Malaysia’s widely loathed Internal Securities Act (ISA) has in recent years been justified by police and politicians alike as necessary for national security. Given this country’s ability to produce the Islamic militants who fed al-Qaeda and Jemaah Islamiyah (JI), those arguments have been begrudgingly accepted.

Occasionally, however, other uses are made of the ISA, which raise barely a whimper despite granting police dubious powers of detention.

Few—if any—are leaping to the defence of Muhammad Akan Ali Mohammad, the self-proclaimed Sultan of Sulu who reckons he should control much of East Malaysia, the Southern Philippines, and perhaps a spot of Indonesia as well.

Initially, Akan was treated as something of a local joke and understandably dismissed. However, the authorities and ordinary Malaysians were far less impressed when it was learned he had drummed up support for his claim to the ancient throne from the Abu Sayyaf Group and JI.

ISA has apparently been used ‘to facilitate police investigation into his alleged involvement with terrorist groups, besides his alleged “dual citizenship” i.e. Malaysian citizenship and the Sulu/Tausug citizenship.’

He was recently detained on one of his properties near Kota Kinabalu after Special Branch put him on their radar in the wake of his February 2 coronation in the backyard of a kampong home, where he also established his government in exile.

As covered in this column previously, it’s a very messy issue that plays on sovereign claims in Kuala Lumpur, Manila and to a lesser extent Jakarta.

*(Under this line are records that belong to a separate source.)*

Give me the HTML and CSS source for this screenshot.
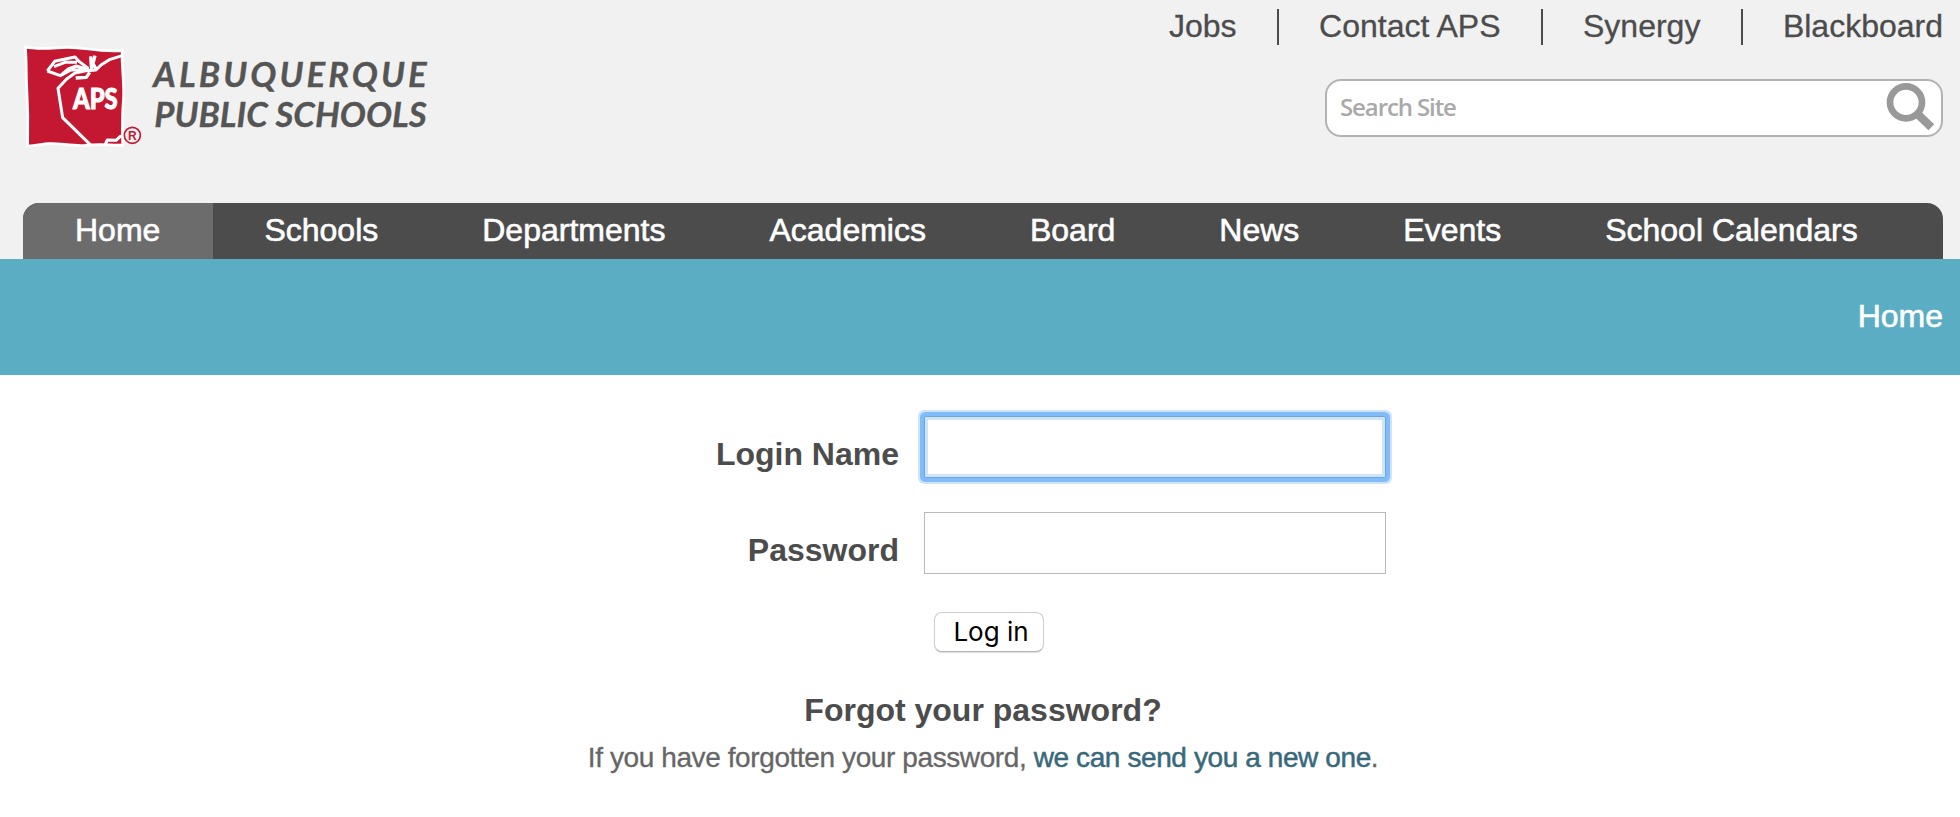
FILE: index.html
```
<!DOCTYPE html>
<html lang="en">
<head>
	<meta charset="UTF-8">
	<title>Albuquerque Public Schools</title>
	<link rel="stylesheet" href="styles.css">
</head>
<body>
	<div id="top">
		<header id="header">
			<a class="logo" href="#">
				<svg width="450" height="130" viewBox="0 0 1350 390">
					<g transform="translate(45,15)">
						<path fill="#c41832" stroke="#fff" stroke-width="8" d="M31 36 C70 45 110 39 155 37 C215 36 240 52 322 47 C318 90 330 150 325 200 C321 240 322 280 323 330 C290 333 270 325 210 331 C170 334 130 323 100 326 C80 328 60 332 38 333 C40 250 38 200 35 150 C33 110 35 80 31 36 Z"/>
						<g fill="none" stroke="#fff" stroke-linejoin="round">
							<path stroke-width="9" d="M322 62 L283 74 L258 90 L243 105 L212 107 L180 114 L155 132 L129 160 L143 248 L228 331"/>
							<path stroke-width="9" d="M97 108 L119 79 L180 66 L193 80 L220 100 M97 108 L136 122 L160 102 L184 93 L214 102 M117 95 L150 82 L186 82 M136 122 L168 105 L222 104"/>
							<path stroke-width="10" d="M230 108 L227 64 M240 62 L234 86 L244 104 M182 129 L214 127 L224 112"/>
							<path stroke-width="9" d="M270 330 L277 315 L303 316 L316 304 L325 301"/>
						</g>
						<text x="174" y="223" class="aps" textLength="134" lengthAdjust="spacingAndGlyphs">APS</text>
						<circle cx="352" cy="301" r="24" fill="none" stroke="#c41832" stroke-width="5"/>
						<text x="352" y="314" class="reg">R</text>
					</g>
					<text x="460" y="170" class="logo-text" textLength="820">ALBUQUERQUE</text>
					<text x="463" y="292" class="logo-text" textLength="817">PUBLIC SCHOOLS</text>
				</svg>
			</a>
			<div class="tools">
				<ul class="links">
					<li><a href="#">Jobs</a></li>
					<li><a href="#">Contact APS</a></li>
					<li><a href="#">Synergy</a></li>
					<li><a href="#">Blackboard</a></li>
				</ul>
				<form class="search">
					<input type="text" placeholder="Search Site">
					<svg width="50" height="50" viewBox="0 0 150 150">
						<circle cx="60" cy="58" r="48" fill="none" stroke="#999" stroke-width="20"/>
						<path d="M92 91 L136 133" stroke="#999" stroke-width="25"/>
					</svg>
				</form>
			</div>
		</header>
		<ul id="nav">
			<li class="selected"><a href="#">Home</a></li>
			<li><a href="#">Schools</a></li>
			<li><a href="#">Departments</a></li>
			<li><a href="#">Academics</a></li>
			<li><a href="#">Board</a></li>
			<li><a href="#">News</a></li>
			<li><a href="#">Events</a></li>
			<li><a href="#">School Calendars</a></li>
		</ul>
	</div>
	<div id="breadcrumb"><a href="#">Home</a></div>
	<div id="content">
		<form id="login">
			<label for="name">Login Name</label>
			<input type="text" id="name" class="focus">
			<label for="password">Password</label>
			<input type="password" id="password">
			<button type="button">Log in</button>
		</form>
		<h2>Forgot your password?</h2>
		<p>If you have forgotten your password, <a href="#">we can send you a new one</a>.</p>
	</div>
</body>
</html>
```

FILE: styles.css
```
* {
	box-sizing: border-box;
}
body {
	margin: 0;
	background: #fff;
	color: #4c4c4c;
	font: 32px/36px "Liberation Sans", Arial, sans-serif;
}
a {
	color: inherit;
	text-decoration: none;
}
ul {
	margin: 0;
	padding: 0;
	list-style: none;
}

/* header */
#top {
	background: #f1f1f1;
}
#header {
	display: flex;
	justify-content: space-between;
	height: 203px;
	padding-right: 17px;
}
.logo {
	margin-top: 30px;
}
.logo svg {
	display: block;
}
.logo-text {
	font: italic bold 104px Lato, sans-serif;
	fill: #555;
	stroke: #555;
	stroke-width: 1px;
}
.aps {
	font: 900 84px Lato, sans-serif;
	fill: #fff;
	stroke: #fff;
	stroke-width: 3px;
}
.reg {
	font: bold 36px "Liberation Sans", sans-serif;
	fill: #c41832;
	text-anchor: middle;
}
.tools {
	display: flex;
	flex-direction: column;
	align-items: flex-end;
	padding-top: 9px;
}
.links {
	display: flex;
	-webkit-text-stroke: .3px #4c4c4c;
}
.links li + li {
	margin-left: 40.5px;
	padding-left: 40px;
	border-left: 2px solid #4c4c4c;
}
.links a {
	position: relative;
	top: -1px;
}
.search {
	display: flex;
	align-items: flex-start;
	width: 618px;
	height: 58px;
	margin-top: 34px;
	border: 2px solid #b2b2b2;
	border-radius: 16px;
	background: #fff;
}
.search input {
	flex: 1;
	height: 50px;
	padding: 0 0 0 13px;
	border: 0;
	outline: 0;
	background: none;
	font: 600 24px "Open Sans", sans-serif;
	letter-spacing: -1.1px;
}
.search input::placeholder {
	color: #a9a9a9;
}
.search svg {
	margin: 2px 5px 0 0;
}

/* navigation */
#nav {
	display: flex;
	height: 56px;
	margin: 0 17px 0 23px;
	overflow: hidden;
	border-radius: 16px 16px 0 0;
	background: #4c4c4c;
	color: #fff;
	line-height: 54px;
	-webkit-text-stroke: .6px #fff;
}
#nav li {
	padding: 0 52px;
}
#nav .selected {
	width: 190px;
	margin-right: -.6px;
	background: #6c6c6c;
}
#breadcrumb {
	height: 116px;
	padding-right: 17px;
	background: #5aadc2;
	color: #fff;
	line-height: 114px;
	text-align: right;
	-webkit-text-stroke: .6px #fff;
}

/* login form */
#content {
	padding: 41px 17px 0 23px;
	text-align: center;
}
#login {
	display: grid;
	grid-template-columns: 876px 462px;
	column-gap: 25px;
	row-gap: 34px;
}
#login label {
	padding-top: 20px;
	font-weight: bold;
	text-align: right;
}
#login input {
	width: 462px;
	height: 62px;
	padding: 0 10px;
	border: 1px solid #bbb;
	outline: 0;
	font-size: 32px;
}
#login .focus {
	border-color: #69a6e2;
	border-radius: 2px;
	box-shadow: 0 0 0 4px #82bcf8, 0 0 0 6px #cfe4fb, inset 0 0 0 3px #cfe4fb;
}
#login button {
	grid-column: 2;
	width: 110px;
	height: 40px;
	margin: 4px 0 0 10px;
	padding: 0 0 0 4px;
	border: 1px solid #cfcfcf;
	border-bottom-color: #b5b5b5;
	border-radius: 8px;
	background: #fff;
	box-shadow: 0 1px 1px #ddd;
	color: #000;
	font: 26px/38px Inter, sans-serif;
}
h2 {
	margin: 40px 0 0;
	font-size: 32px;
	line-height: 36px;
}
p {
	margin: 12px 0 0;
	color: #666;
	font-size: 28px;
	line-height: 36px;
	letter-spacing: -.4px;
	-webkit-text-stroke: .3px #666;
}
p a {
	color: #37697b;
	-webkit-text-stroke: .5px #37697b;
}
```
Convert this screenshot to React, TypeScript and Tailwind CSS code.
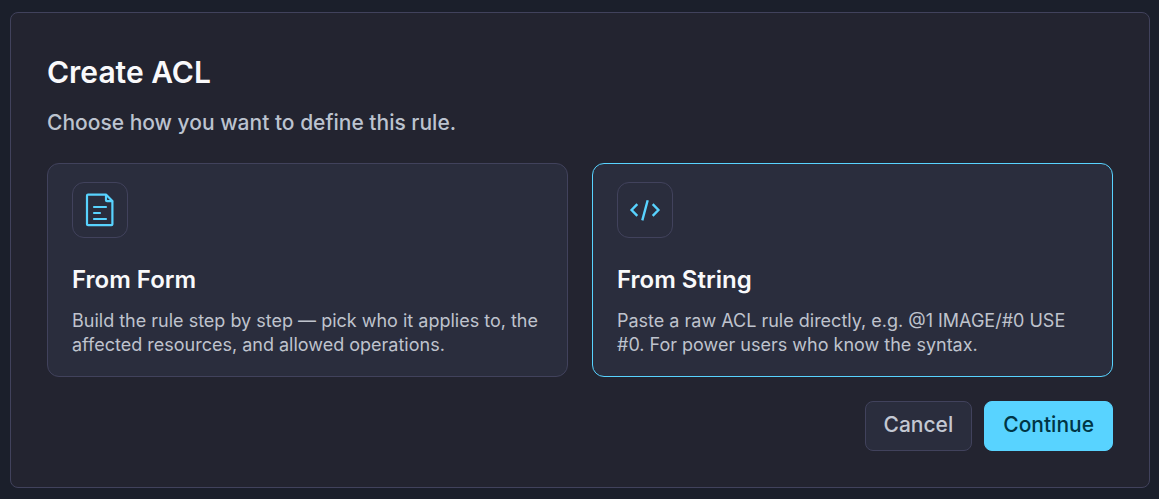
import { useState } from 'react'
import type { ReactNode } from 'react'
import clsx from 'clsx'

type Method = 'form' | 'string'

interface MethodCardProps {
  icon: ReactNode
  title: string
  description: string
  selected: boolean
  onSelect: () => void
}

function FormIcon() {
  return (
    <svg
      className="h-9 w-9"
      viewBox="0 0 36 36"
      fill="none"
      stroke="currentColor"
      strokeWidth="2.2"
      strokeLinecap="round"
      strokeLinejoin="round"
      aria-hidden="true"
    >
      <path d="M6 2.7h18.2l6.2 6.3v23.2a1 1 0 0 1-1 1H6a1 1 0 0 1-1-1V3.7a1 1 0 0 1 1-1z" />
      <path d="M24 3v5.2a1 1 0 0 0 1 1h5.1" />
      <path d="M12 15h12M12 21h6M12 27h12" />
    </svg>
  )
}

function CodeIcon() {
  return (
    <svg
      className="h-9 w-9"
      viewBox="0 0 36 36"
      fill="none"
      stroke="currentColor"
      strokeWidth="2.4"
      strokeLinejoin="miter"
      aria-hidden="true"
    >
      <path d="M10.3 12.2 4.6 18l5.7 5.8M25.7 12.2l5.7 5.8-5.7 5.8M20.7 8.2l-5.4 20.2" />
    </svg>
  )
}

function MethodCard({ icon, title, description, selected, onSelect }: MethodCardProps) {
  return (
    <button
      type="button"
      aria-pressed={selected}
      onClick={onSelect}
      className={clsx(
        'flex flex-col items-start rounded-xl border bg-[#2a2d3d] px-6 pt-[18px] pb-[19px] text-left',
        selected ? 'border-[#58d3ff]' : 'border-[#41425c]'
      )}
    >
      <span className="flex h-14 w-14 items-center justify-center rounded-xl border border-[#41425c] text-[#58d3ff]">
        {icon}
      </span>
      <span className="mt-6 text-2xl leading-9 font-semibold text-[#f9f9fb]">{title}</span>
      <span className="mt-[11px] text-lg leading-6 text-[#bfc3cd]">{description}</span>
    </button>
  )
}

export default function App() {
  const [method, setMethod] = useState<Method>('string')

  return (
    <main className="min-h-screen bg-[#1b1f2b] py-3 pr-[9px] pl-[10px] font-['Inter',sans-serif]">
      <section className="rounded-lg border border-[#41425c] bg-[#232430] p-9">
        <h1 className="text-3xl leading-[46px] font-semibold text-[#f9f9fb]">Create ACL</h1>
        <p className="mt-3 text-[21px] leading-8 font-medium text-[#bcc3cf]">
          Choose how you want to define this rule.
        </p>

        <div className="mt-6 grid grid-cols-2 gap-6">
          <MethodCard
            icon={<FormIcon />}
            title="From Form"
            description="Build the rule step by step — pick who it applies to, the affected resources, and allowed operations."
            selected={method === 'form'}
            onSelect={() => setMethod('form')}
          />
          <MethodCard
            icon={<CodeIcon />}
            title="From String"
            description="Paste a raw ACL rule directly, e.g. @1 IMAGE/#0 USE #0. For power users who know the syntax."
            selected={method === 'string'}
            onSelect={() => setMethod('string')}
          />
        </div>

        <div className="mt-6 flex justify-end gap-3 text-[21px] leading-8 font-medium">
          <button
            type="button"
            className="rounded-lg border border-[#41425c] bg-[#2a2d3d] px-[18px] pt-[7px] pb-[9px] text-[#c3c8d2]"
          >
            Cancel
          </button>
          <button
            type="button"
            className="rounded-lg border border-[#58d3ff] bg-[#58d3ff] px-[18px] pt-[7px] pb-[9px] text-[#003544]"
          >
            Continue
          </button>
        </div>
      </section>
    </main>
  )
}
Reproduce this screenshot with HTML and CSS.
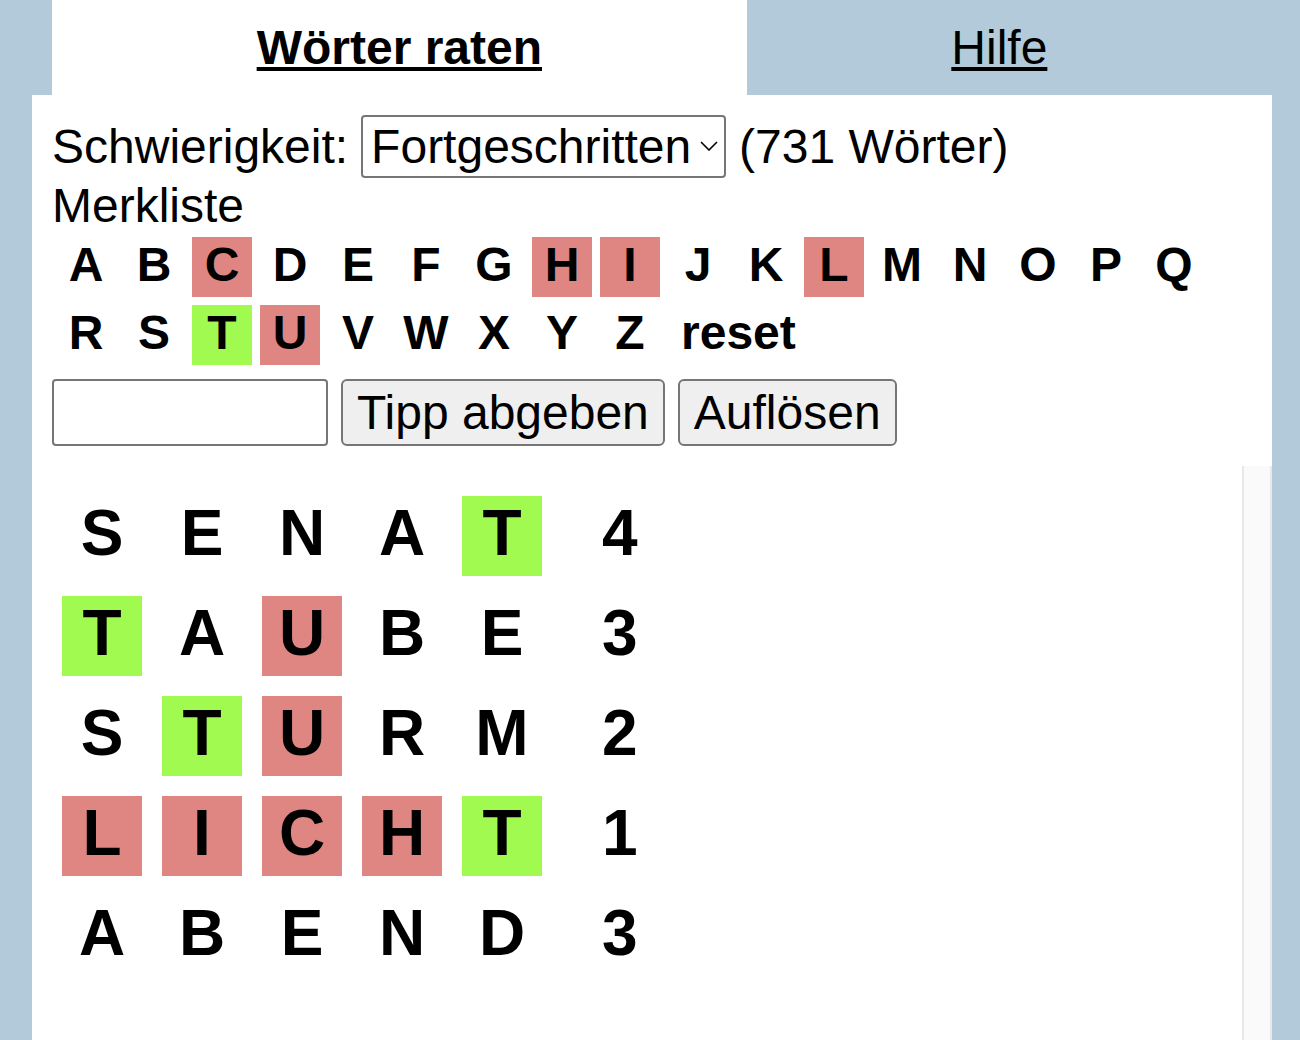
FILE: index.html
```html
<!DOCTYPE html>
<html lang="de">
<head>
<meta charset="utf-8">
<meta name="viewport" content="width=device-width, initial-scale=1">
<title>Wörter raten</title>
<link rel="stylesheet" href="styles.css">
</head>
<body>
<nav class="tabs">
  <a class="tab tab-active" href="#spiel">Wörter raten</a>
  <a class="tab" href="#hilfe">Hilfe</a>
</nav>
<main class="panel" id="spiel">
  <div class="controls">
    <div class="level">
      <label for="level">Schwierigkeit:</label>
      <span class="select-box">
        <select id="level"><option>Fortgeschritten</option></select>
        <svg class="chevron" viewBox="0 0 18 10" aria-hidden="true"><path d="M1 1l8 8 8-8" fill="none" stroke="#000" stroke-width="1.6"/></svg>
      </span>
      <span>(731 Wörter)</span>
    </div>
    <div>Merkliste</div>
    <div class="letters">
      <button class="key">A</button><button class="key">B</button><button class="key miss">C</button><button class="key">D</button><button class="key">E</button><button class="key">F</button><button class="key">G</button><button class="key miss">H</button><button class="key miss">I</button><button class="key">J</button><button class="key">K</button><button class="key miss">L</button><button class="key">M</button><button class="key">N</button><button class="key">O</button><button class="key">P</button><button class="key">Q</button><button class="key">R</button><button class="key">S</button><button class="key hit">T</button><button class="key miss">U</button><button class="key">V</button><button class="key">W</button><button class="key">X</button><button class="key">Y</button><button class="key">Z</button><button class="key key-reset">reset</button>
    </div>
    <form class="guess">
      <input class="guess-input" type="text" aria-label="Tipp" maxlength="5">
      <button class="btn" type="button">Tipp abgeben</button>
      <button class="btn" type="button">Auflösen</button>
    </form>
  </div>
  <div class="history">
    <div class="rows">
      <div class="row"><span class="tile">S</span><span class="tile">E</span><span class="tile">N</span><span class="tile">A</span><span class="tile hit">T</span><span class="score">4</span></div>
      <div class="row"><span class="tile hit">T</span><span class="tile">A</span><span class="tile miss">U</span><span class="tile">B</span><span class="tile">E</span><span class="score">3</span></div>
      <div class="row"><span class="tile">S</span><span class="tile hit">T</span><span class="tile miss">U</span><span class="tile">R</span><span class="tile">M</span><span class="score">2</span></div>
      <div class="row"><span class="tile miss">L</span><span class="tile miss">I</span><span class="tile miss">C</span><span class="tile miss">H</span><span class="tile hit">T</span><span class="score">1</span></div>
      <div class="row"><span class="tile">A</span><span class="tile">B</span><span class="tile">E</span><span class="tile">N</span><span class="tile">D</span><span class="score">3</span></div>
    </div>
    <div class="track"></div>
  </div>
</main>
</body>
</html>
```
FILE: styles.css
```css
* {
  box-sizing: border-box;
}

body {
  display: flex;
  flex-direction: column;
  min-height: 100vh;
  margin: 0;
  padding: 0 28px 0 32px;
  background: #b2cad9;
  color: #000;
  font: 48px/55px "Liberation Sans", Arial, sans-serif;
}

button,
input,
select {
  margin: 0;
  font: inherit;
  color: inherit;
}

.tabs {
  display: flex;
  padding: 0 20px;
}

.tab {
  flex: 1 1 auto;
  padding: 20px 0;
  text-align: center;
  color: inherit;
  text-decoration-thickness: 4px;
  text-underline-offset: 3px;
}

.tab-active {
  background: #fff;
  font-weight: bold;
}

.panel {
  display: flex;
  flex: 1;
  flex-direction: column;
  background: #fff;
}

.controls {
  padding: 20px;
}

.level {
  display: flex;
  flex-wrap: wrap;
  align-items: center;
  column-gap: 13px;
}

.select-box {
  position: relative;
  display: flex;
}

.select-box select {
  appearance: none;
  padding: 2px 32px 2px 8px;
  border: 2px solid #767676;
  border-radius: 4px;
  background: #fff;
}

.chevron {
  position: absolute;
  top: 26px;
  right: 8px;
  width: 18px;
  height: 10px;
  pointer-events: none;
}

.letters {
  display: flex;
  flex-wrap: wrap;
  gap: 8px;
  padding: 4px;
}

.key {
  width: 60px;
  height: 60px;
  padding: 0 0 5px;
  border: 0;
  background: none;
  font-weight: bold;
  text-align: center;
}

.key-reset {
  width: auto;
  padding: 0 13px 5px;
}

.hit {
  background: #a0fa4f;
}

.miss {
  background: #e08682;
}

.guess {
  display: flex;
  flex-wrap: wrap;
  gap: 13px;
  margin-top: 10px;
}

.guess-input {
  width: 276px;
  padding: 4px;
  border: 2px solid #767676;
  border-radius: 4px;
  background: #fff;
}

.btn {
  padding: 4px 14px;
  border: 2px solid #767676;
  border-radius: 6px;
  background: #efefef;
}

.history {
  display: flex;
  flex: 1;
}

.rows {
  display: flex;
  flex: 1;
  flex-direction: column;
  gap: 20px;
  padding: 30px;
  font-size: 64px;
  font-weight: bold;
  line-height: 74px;
}

.row {
  display: flex;
  gap: 20px;
}

.tile {
  width: 80px;
  height: 80px;
  text-align: center;
}

.score {
  padding-left: 40px;
}

.track {
  width: 30px;
  border: solid #e8e8e8;
  border-width: 0 2px;
  background: #fafafa;
}
```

The Philippines doesn’t recognize Malaysian sovereignty over Sabah on the northern tip of Borneo.

To side-step this awkward diplomatic impasse, Malaysia pays a peppercorn annual rent for Sabah to Esmail Dalus Kiram II, recognised by Manila as the rightful Sultan of Sulu.As such, the emergence of Akan with his links to conflict-ridden Mindanao fast became a serious issue. His own claims would encompass the Sulu Sea, chunks of the Southern Philippines and north Borneo as an independent kingdom.

A magistrate court has granted police an application and extended his remand to further their investigations, and Akan admitted before the court that he understood the rationale behind his arrest due to the ‘seriousness of the matter.’

However, he also threatened to drag Prime Minister Najib Razak into the dispute after cryptically claiming he only acted in the interests of the nation and was in a position to explain himself.

It wasn’t Akan’s first brush with ISA. In the mid 1990s, he was arrested and detained after allegedly being caught with 2,000 identification cards that were apparently being sold to Filipino illegal immigrants in East Malaysia for up to $1,000 each.

Normally, the deployment of ISA by police is enough to mobilize human rights activists into protest mode. In Akan’s case, however, the critics of ISA have been quiet. Nor has anyone been too upset by speculation that Akan’s cabinet in exile has been blacklisted from entering Malaysia.